Barrett points out that a variety of security features, from a metallic anti-skimming shield in the passport cover, to basic access control, which restricts the readers the chip will communicate with, have "mitigated the circumstances in which people can access the information. And even if they could, it's not data we consider sensitive, such as address or social security number," she continues. "This book is the next generation of security."

Safe or not, the e-passport could be a windfall for security firms and their investors. The Washington-based Homeland Security Research Corporation projects that the global homeland security and homeland defense market will triple by 2015 to almost $180 billion. Biometrics is expected to play a significant role in that growing market.

Joel Shaw should know. Shaw convened the committee to develop the e-passport, a collaboration between the International Civil Aviation Organization, a Montreal-based body of the United Nations, and the International Standards Organization, a Geneva-based organization that coordinates the development and implementation of standards across a variety of industries.

The e-passport is on its way to becoming a global travel requirement--the U.S. issued an Oct. 26 deadline for the 27 European Union and other visa-waiver countries to prepare the technology to issue e-passports to their citizens. If they miss the deadline, foreign citizens who could once travel to the U.S. visa-free might now be required to apply for documents. Exclusion from the U.S. is a hefty price to pay, so the tech companies that can design and produce the technology to create, secure and read these passports at hundreds of airports in dozens of countries will be well-positioned.

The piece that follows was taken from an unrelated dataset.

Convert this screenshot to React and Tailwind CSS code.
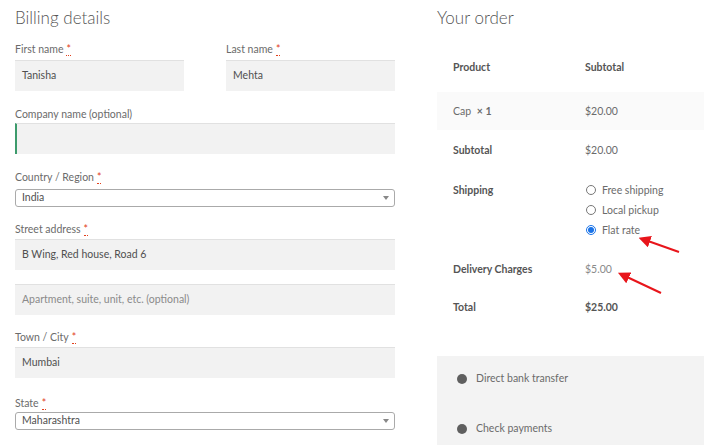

"The profit opportunity is substantial," Shaw says.

Conveniently, Shaw is also chief strategy officer of Tuckahoe, N.Y.-based Cryptometrics, a private security technology company that specializes in providing facial biometric solutions to border security.

Cryptometrics has signed a contract to provide New Zealand with e-passport technology and is pursuing deals with other countries as well. Shaw won't reveal what the deal was worth, except to say that each one varies "from a few thousand dollars to several million." Cryptometrics is currently working on 50 or 60 such deals; in other words, the e-passport could make Shaw not just safer but much, much richer.

About 70 million Americans, or one quarter of the country, have passports. And while the new e-passports won't make the rest of us richer, they won't make us substantially poorer, either--the current cost for an adult passport, $97, hasn't been affected by the new technology (the last passport price increase, $12, was added in February 2006 to cover database sharing technology).